Roadmap leads to gas, mostly
Energy Minister Angus Taylor has released a discussion paper on technologies to drive economic recovery in Australia.
The “technology investment roadmap” considers over 140 technologies including hydrogen, renewables, biofuels and carbon capture and storage, but it is heavy on new gas development.
Despite methane emissions from gas being worse for the environment than carbon and other pollutants, the Federal Government continues to insists its development is Australia’s way out of economic and environmental turmoil.
Essentially, the plan is to have industries highlight which technologies they consider viable and useful. This information will then by used by the government to set a new emissions reduction target based on what the industries involved are willing to do.
Some have criticised the plan for being the wrong way around, suggesting the government should set an emissions reduction target, and then promote or develop the technologies needed to achieve it.
The government paper concedes that solar and wind are the cheapest forms of generation, it claims gas must still play an important part in “balancing” renewable energy sources.
“Flexible gas capacity will continue to play a crucial role in supporting variable renewable energy, alongside continuing growth in energy storage, demand management and innovative grid technologies as alternatives,” the document states.

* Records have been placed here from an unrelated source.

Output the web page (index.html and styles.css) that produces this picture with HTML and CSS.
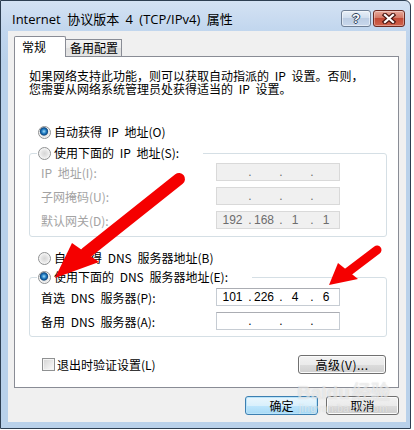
FILE: index.html
```html
<!DOCTYPE html>
<html lang="zh-CN">
<head>
    <meta charset="UTF-8">
    <meta name="viewport" content="width=device-width, initial-scale=1.0">
    <title>Internet 协议版本 4 (TCP/IPv4) 属性</title>
    <link rel="stylesheet" href="styles.css">
</head>
<body>
    <div class="screen">
        <div class="window">
            <div class="titlebar">
                <span class="title">Internet 协议版本 4 (TCP/IPv4) 属性</span>
                <div class="caption-buttons">
                    <div class="caption help"><span>?</span></div>
                    <div class="caption close">
                        <svg width="16" height="11" viewBox="0 0 16 11">
                            <path d="M4 2 L12 9 M12 2 L4 9" stroke="#4a1712" stroke-width="4.5" stroke-linecap="square"/>
                            <path d="M4 2 L12 9 M12 2 L4 9" stroke="#fff" stroke-width="2.2" stroke-linecap="square"/>
                        </svg>
                    </div>
                </div>
            </div>

            <div class="client">
                <div class="tabs">
                    <div class="tab active">常规</div>
                    <div class="tab">备用配置</div>
                </div>

                <div class="panel">
                    <p class="intro">如果网络支持此功能，则可以获取自动指派的 IP 设置。否则，<br>您需要从网络系统管理员处获得适当的 IP 设置。</p>

                    <div class="option ip-auto"><span class="radio checked"></span>自动获得 IP 地址(O)</div>

                    <fieldset class="group ip-group disabled">
                        <legend><span class="option"><span class="radio"></span>使用下面的 IP 地址(S):</span></legend>
                        <div class="row">
                            <span class="label">IP 地址(I):</span>
                            <span class="ip"><span></span><i>.</i><span></span><i>.</i><span></span><i>.</i><span></span></span>
                        </div>
                        <div class="row">
                            <span class="label">子网掩码(U):</span>
                            <span class="ip"><span></span><i>.</i><span></span><i>.</i><span></span><i>.</i><span></span></span>
                        </div>
                        <div class="row">
                            <span class="label">默认网关(D):</span>
                            <span class="ip"><span>192</span><i>.</i><span>168</span><i>.</i><span>1</span><i>.</i><span>1</span></span>
                        </div>
                    </fieldset>

                    <div class="option dns-auto"><span class="radio"></span>自动获得 DNS 服务器地址(B)</div>

                    <fieldset class="group dns-group">
                        <legend><span class="option"><span class="radio checked"></span>使用下面的 DNS 服务器地址(E):</span></legend>
                        <div class="row">
                            <span class="label">首选 DNS 服务器(P):</span>
                            <span class="ip"><span>101</span><i>.</i><span>226</span><i>.</i><span>4</span><i>.</i><span>6</span></span>
                        </div>
                        <div class="row">
                            <span class="label">备用 DNS 服务器(A):</span>
                            <span class="ip"><span></span><i>.</i><span></span><i>.</i><span></span><i>.</i><span></span></span>
                        </div>
                    </fieldset>

                    <div class="panel-footer">
                        <span class="check-label"><span class="checkbox"></span>退出时验证设置(L)</span>
                        <button class="btn advanced">高级(V)...</button>
                    </div>
                </div>

                <div class="actions">
                    <button class="btn default">确定</button>
                    <button class="btn">取消</button>
                </div>
            </div>
        </div>

        <!-- red marker arrows drawn over the dialog -->
        <svg class="arrows" width="414" height="430" viewBox="0 0 414 430">
            <line x1="179" y1="179" x2="86" y2="253" stroke="#f50000" stroke-width="12" stroke-linecap="round"/>
            <polygon points="72,243 99,262 55,278" fill="#f50000"/>
            <line x1="377" y1="250" x2="348" y2="272" stroke="#f50000" stroke-width="9" stroke-linecap="round"/>
            <polygon points="338,263 358,279 329,285" fill="#f50000"/>
        </svg>

        <div class="watermark">
            <span class="wm-logo">Bai<b>du</b>经验</span>
            <span class="wm-url">jingyan.baidu.com</span>
        </div>
    </div>
</body>
</html>
```

FILE: styles.css
```css
html, body {
    margin: 0;
    background: #fff;
}

body {
    font-family: "Noto Sans CJK SC", sans-serif;
    font-size: 12px;
    color: #000;
}

.screen {
    position: relative;
    width: 414px;
    height: 430px;
}

.window {
    display: flex;
    flex-direction: column;
    width: 411px;
    height: 429px;
    box-sizing: border-box;
    padding-bottom: 6px;
    border: 1px solid #2e3f52;
    border-radius: 0 6px 0 0;
    background: linear-gradient(to bottom, #d4e2f3, #c1d6ee 30px, #b9d1ea 60px, #b9d1ea);
}

.titlebar {
    display: flex;
    align-items: flex-start;
    height: 30px;
    padding-left: 11px;
}

.title {
    margin-top: 11px;
    font-family: "Open Sans", "Noto Sans CJK SC", sans-serif;
    font-size: 13px;
    line-height: 15px;
    word-spacing: 3px;
    white-space: nowrap;
}

.caption-buttons {
    display: flex;
    gap: 2px;
    margin: 9px 5px 0 auto;
}

.caption {
    display: flex;
    justify-content: center;
    align-items: center;
    height: 17px;
    box-sizing: border-box;
    border-radius: 3px;
}

.caption.help {
    width: 30px;
    border: 1px solid #6f7f95;
    background: linear-gradient(to bottom, #e9f0f8, #d1deee 45%, #bccde3 50%, #c9d8ec);
    box-shadow: inset 0 0 0 1px rgba(255, 255, 255, 0.5);
}

.caption.help span {
    font-family: "Liberation Sans", sans-serif;
    font-weight: bold;
    font-size: 13px;
    line-height: 13px;
    color: #fff;
    text-shadow: 1px 0 0 #2f425c, -1px 0 0 #2f425c, 0 1px 0 #2f425c, 0 -1px 0 #2f425c;
}

.caption.close {
    width: 32px;
    border: 1px solid #6b2a22;
    background: linear-gradient(to bottom, #e8aa9c, #d47967 45%, #c24a36 50%, #d0634d);
    box-shadow: inset 0 0 0 1px rgba(255, 255, 255, 0.35);
}

.client {
    flex: 1;
    margin: 0 4px 0 7px;
    background: #f0f0f0;
}

/* tabs */

.tabs {
    position: relative;
    z-index: 1;
    display: flex;
    align-items: flex-end;
    margin: 5px 0 -1px 6px;
}

.tab {
    box-sizing: border-box;
    border: 1px solid #898c95;
    border-bottom: none;
    line-height: 14px;
}

.tab.active {
    width: 52px;
    height: 21px;
    padding: 3px 0 0 7px;
    background: #fff;
    border-radius: 2px 2px 0 0;
}

.tab:not(.active) {
    width: 57px;
    height: 17px;
    margin: 0 0 1px -1px;
    padding: 1px 0 0 4px;
    background: linear-gradient(to bottom, #f3f3f3, #ebebeb 50%, #dedede 50%, #e5e5e5);
}

.panel {
    width: 385px;
    height: 332px;
    margin-left: 6px;
    box-sizing: border-box;
    padding: 12px 11px 0 14px;
    border: 1px solid #898c95;
    background: #fff;
    word-spacing: 3px;
}

.intro {
    margin: 0;
    line-height: 13px;
    white-space: nowrap;
}

/* radios, checkboxes */

.option {
    display: flex;
    align-items: center;
    gap: 3px;
    height: 14px;
    line-height: 14px;
    white-space: nowrap;
}

.ip-auto {
    margin-top: 30px;
    padding-left: 9px;
}

.dns-auto {
    margin-top: 14px;
    padding-left: 9px;
}

.radio {
    flex-shrink: 0;
    width: 13px;
    height: 13px;
    box-sizing: border-box;
    border: 1px solid #8f9192;
    border-radius: 50%;
    background: radial-gradient(circle, #d6d6d6 0, #e4e4e4 3px, #fbfbfb 6px);
}

.radio.checked {
    background:
        radial-gradient(circle at 45% 40%, #a9e0fb 0, #2b86c9 2px, #0b4f90 3.5px, #4a6f93 4px, transparent 4.6px),
        radial-gradient(circle, #d6d6d6 0, #e8e8e8 4px, #fbfbfb 6px);
}

.checkbox {
    flex-shrink: 0;
    width: 13px;
    height: 13px;
    box-sizing: border-box;
    border: 1px solid #8f9192;
    background: linear-gradient(135deg, #d3d3d3, #f0f0f0 70%, #fcfcfc);
    box-shadow: inset 0 0 0 1px #f4f4f4;
}

/* group boxes */

.group {
    min-width: 0;
    margin: 7px 0 0;
    padding: 0 0 4px;
    border: 1px solid #d5dfe5;
    border-radius: 3px;
}

.dns-group {
    margin-top: 5px;
    padding: 1px 0 3px;
}

.group legend {
    margin-left: 7px;
    padding: 0 24px 0 1px;
    height: 14px;
}

.row {
    display: flex;
    align-items: center;
    height: 24px;
    padding-left: 11px;
}

.label {
    width: 175px;
    white-space: nowrap;
}

.disabled .label {
    color: #a3a3a3;
}

.ip {
    display: grid;
    grid-template-columns: 30px 6px 25px 6px 25px 6px 25px;
    align-items: center;
    width: 124px;
    height: 18px;
    box-sizing: border-box;
    border: 1px solid #c6ccd3;
    border-top-color: #abadb3;
    background: #fff;
    font-family: "Liberation Sans", sans-serif;
    font-size: 12px;
    line-height: 16px;
    color: #000;
    text-align: center;
    word-spacing: 0;
}

.ip span {
    padding-right: 3px;
}

.ip span:first-child {
    padding: 0 0 0 1px;
}

.ip i {
    font-style: normal;
}

.disabled .ip {
    border-color: #d9d9d9;
    background: #f0f0f0;
    color: #6d6d6d;
}

/* footer rows and buttons */

.panel-footer {
    display: flex;
    align-items: center;
    height: 19px;
    margin-top: 18px;
    padding-left: 13px;
}

.check-label {
    display: flex;
    align-items: center;
    gap: 2px;
    line-height: 14px;
}

.btn {
    height: 19px;
    box-sizing: border-box;
    padding: 0;
    border: 1px solid #707070;
    border-radius: 3px;
    background: linear-gradient(to bottom, #f2f2f2, #ebebeb 50%, #dddddd 50%, #cfcfcf);
    box-shadow: inset 0 0 0 1px #fbfbfb;
    font-family: "Noto Sans CJK SC", sans-serif;
    font-size: 12px;
    line-height: 15px;
    color: #000;
}

.btn.advanced {
    width: 88px;
    margin: 0 1px 0 auto;
    letter-spacing: 0.5px;
}

.actions {
    display: flex;
    justify-content: flex-end;
    gap: 8px;
    margin-top: 8px;
    padding-right: 7px;
}

.actions .btn {
    width: 73px;
}

.btn.default {
    border-color: #3c7fb1;
    background: linear-gradient(to bottom, #eaf6fd, #d9f0fc 50%, #bee6fd 50%, #a7d9f5);
    box-shadow: inset 0 0 0 1px #b9e3f9;
}

/* overlays */

.arrows {
    position: absolute;
    top: 0;
    left: 0;
    pointer-events: none;
}

.watermark {
    position: absolute;
    left: 297px;
    top: 383px;
    display: flex;
    flex-direction: column;
    align-items: center;
    pointer-events: none;
    color: rgba(255, 255, 255, 0.55);
    text-shadow: 0 0 1px rgba(120, 120, 120, 0.3);
}

.wm-logo {
    font-family: "Liberation Sans", sans-serif;
    font-weight: bold;
    font-size: 19px;
    line-height: 20px;
}

.wm-logo b {
    margin-right: 2px;
}

.wm-url {
    font-family: "Liberation Sans", sans-serif;
    font-size: 10px;
    line-height: 12px;
    letter-spacing: 0.5px;
}
```
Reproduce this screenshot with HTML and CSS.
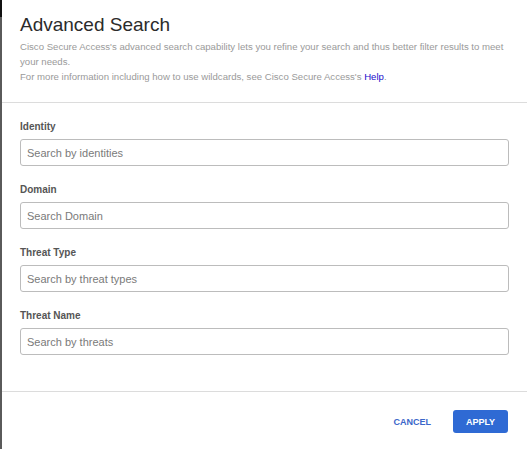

“As the world's largest LNG [liquefied natural gas] exporter, all of these factors will have implications for Australia's domestic gas market and export opportunities over the long term.”
The Australian Petroleum Production & Exploration Association (APPEA) - a major fossil fuel lobby - has understandably backed the roadmap.
APPEA chief executive officer Andrew McConville says; “The discussion paper clearly identifies the need for a system-wide appreciation of our energy requirements and that there are different roads we can take to get there”.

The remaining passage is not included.